WORK TO DO
Without the pictures, return all of the material exactly as written.

>> start GIVEN MATERIAL

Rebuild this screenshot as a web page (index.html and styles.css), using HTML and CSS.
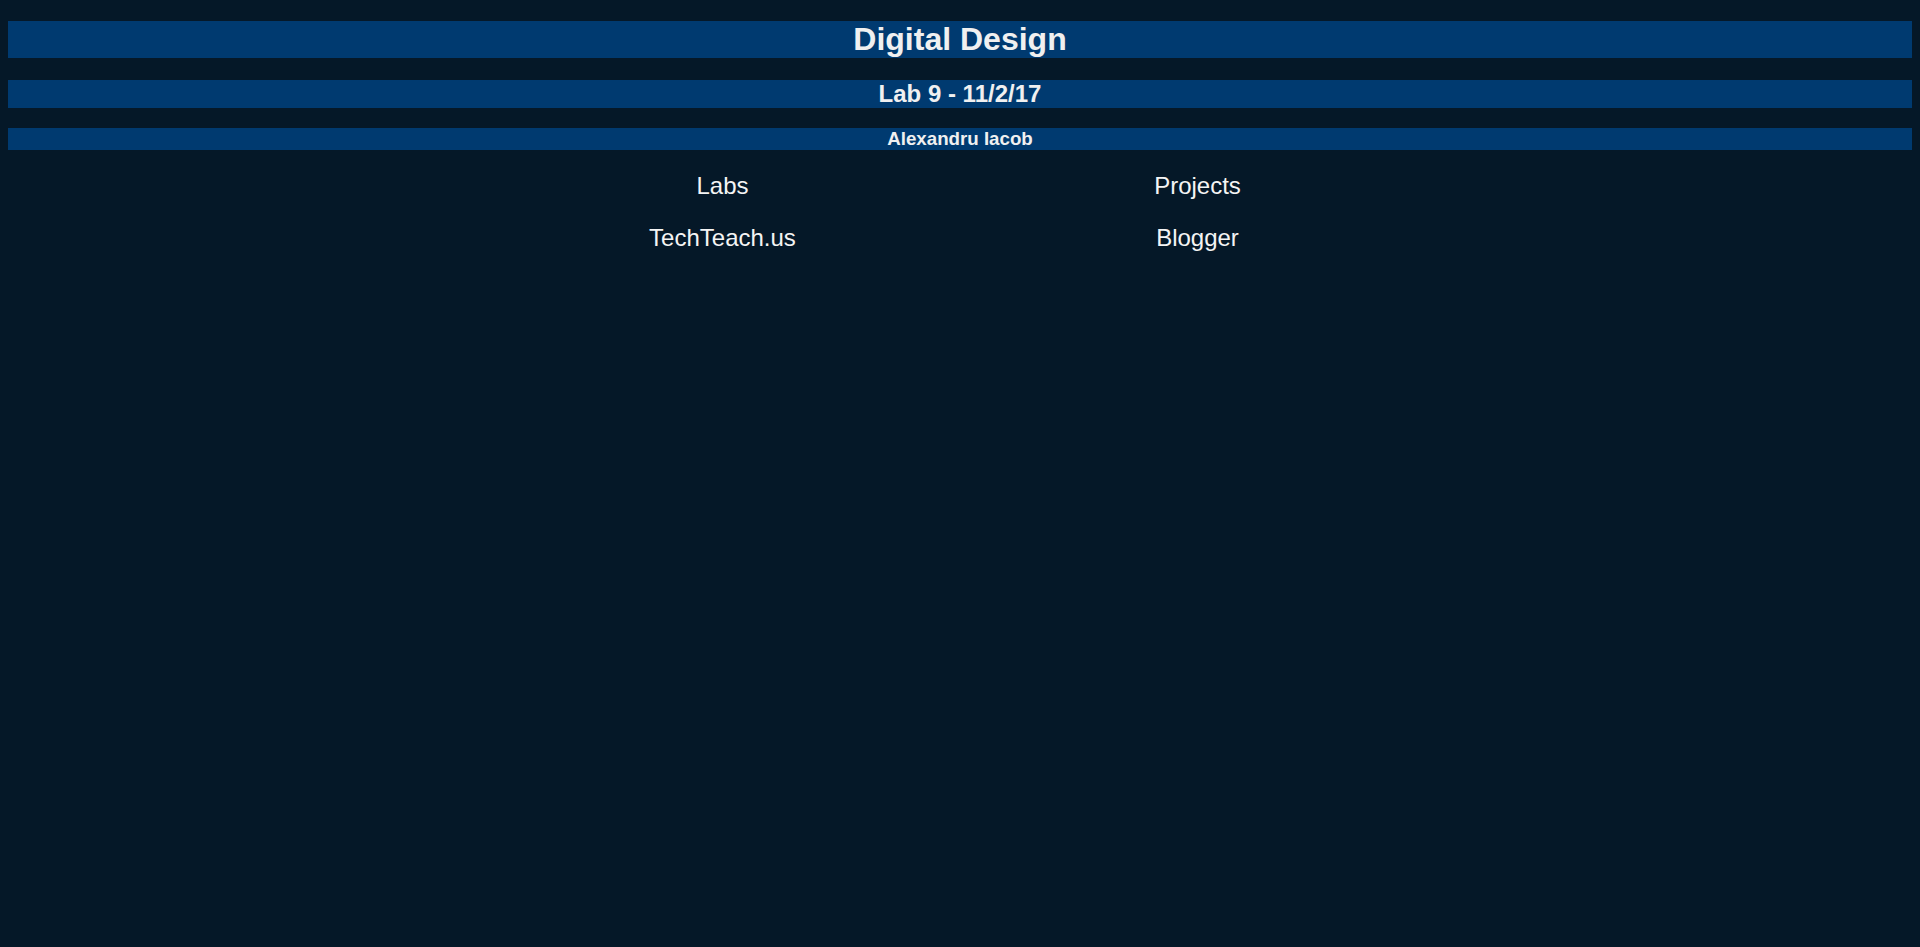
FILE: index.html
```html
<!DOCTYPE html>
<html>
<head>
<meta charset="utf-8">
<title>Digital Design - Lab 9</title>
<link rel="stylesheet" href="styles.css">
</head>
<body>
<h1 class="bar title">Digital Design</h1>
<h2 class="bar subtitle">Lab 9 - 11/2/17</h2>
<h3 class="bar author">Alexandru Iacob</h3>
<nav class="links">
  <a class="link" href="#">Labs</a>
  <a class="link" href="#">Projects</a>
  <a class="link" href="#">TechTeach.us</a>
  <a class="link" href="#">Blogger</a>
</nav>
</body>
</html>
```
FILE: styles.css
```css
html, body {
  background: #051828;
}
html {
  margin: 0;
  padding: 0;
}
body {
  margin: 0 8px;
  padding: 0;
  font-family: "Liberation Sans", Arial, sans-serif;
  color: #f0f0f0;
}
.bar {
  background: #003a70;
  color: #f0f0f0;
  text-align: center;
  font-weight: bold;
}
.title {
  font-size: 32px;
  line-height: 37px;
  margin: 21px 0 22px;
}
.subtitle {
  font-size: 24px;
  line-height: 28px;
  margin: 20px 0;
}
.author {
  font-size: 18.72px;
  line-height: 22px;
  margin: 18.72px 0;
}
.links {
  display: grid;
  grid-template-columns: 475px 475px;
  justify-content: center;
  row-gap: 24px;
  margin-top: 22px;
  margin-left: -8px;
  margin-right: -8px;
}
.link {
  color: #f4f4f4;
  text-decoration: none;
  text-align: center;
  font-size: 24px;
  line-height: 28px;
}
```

>> end GIVEN MATERIAL

WORKED SOLUTION
Rebuild this screenshot as a web page (index.html and styles.css), using HTML and CSS.
FILE: index.html
```html
<!DOCTYPE html>
<html>
<head>
<meta charset="utf-8">
<title>Digital Design - Lab 9</title>
<link rel="stylesheet" href="styles.css">
</head>
<body>
<h1 class="bar title">Digital Design</h1>
<h2 class="bar subtitle">Lab 9 - 11/2/17</h2>
<h3 class="bar author">Alexandru Iacob</h3>
<nav class="links">
  <a class="link" href="#">Labs</a>
  <a class="link" href="#">Projects</a>
  <a class="link" href="#">TechTeach.us</a>
  <a class="link" href="#">Blogger</a>
</nav>
</body>
</html>
```
FILE: styles.css
```css
html, body {
  background: #051828;
}
html {
  margin: 0;
  padding: 0;
}
body {
  margin: 0 8px;
  padding: 0;
  font-family: "Liberation Sans", Arial, sans-serif;
  color: #f0f0f0;
}
.bar {
  background: #003a70;
  color: #f0f0f0;
  text-align: center;
  font-weight: bold;
}
.title {
  font-size: 32px;
  line-height: 37px;
  margin: 21px 0 22px;
}
.subtitle {
  font-size: 24px;
  line-height: 28px;
  margin: 20px 0;
}
.author {
  font-size: 18.72px;
  line-height: 22px;
  margin: 18.72px 0;
}
.links {
  display: grid;
  grid-template-columns: 475px 475px;
  justify-content: center;
  row-gap: 24px;
  margin-top: 22px;
  margin-left: -8px;
  margin-right: -8px;
}
.link {
  color: #f4f4f4;
  text-decoration: none;
  text-align: center;
  font-size: 24px;
  line-height: 28px;
}
```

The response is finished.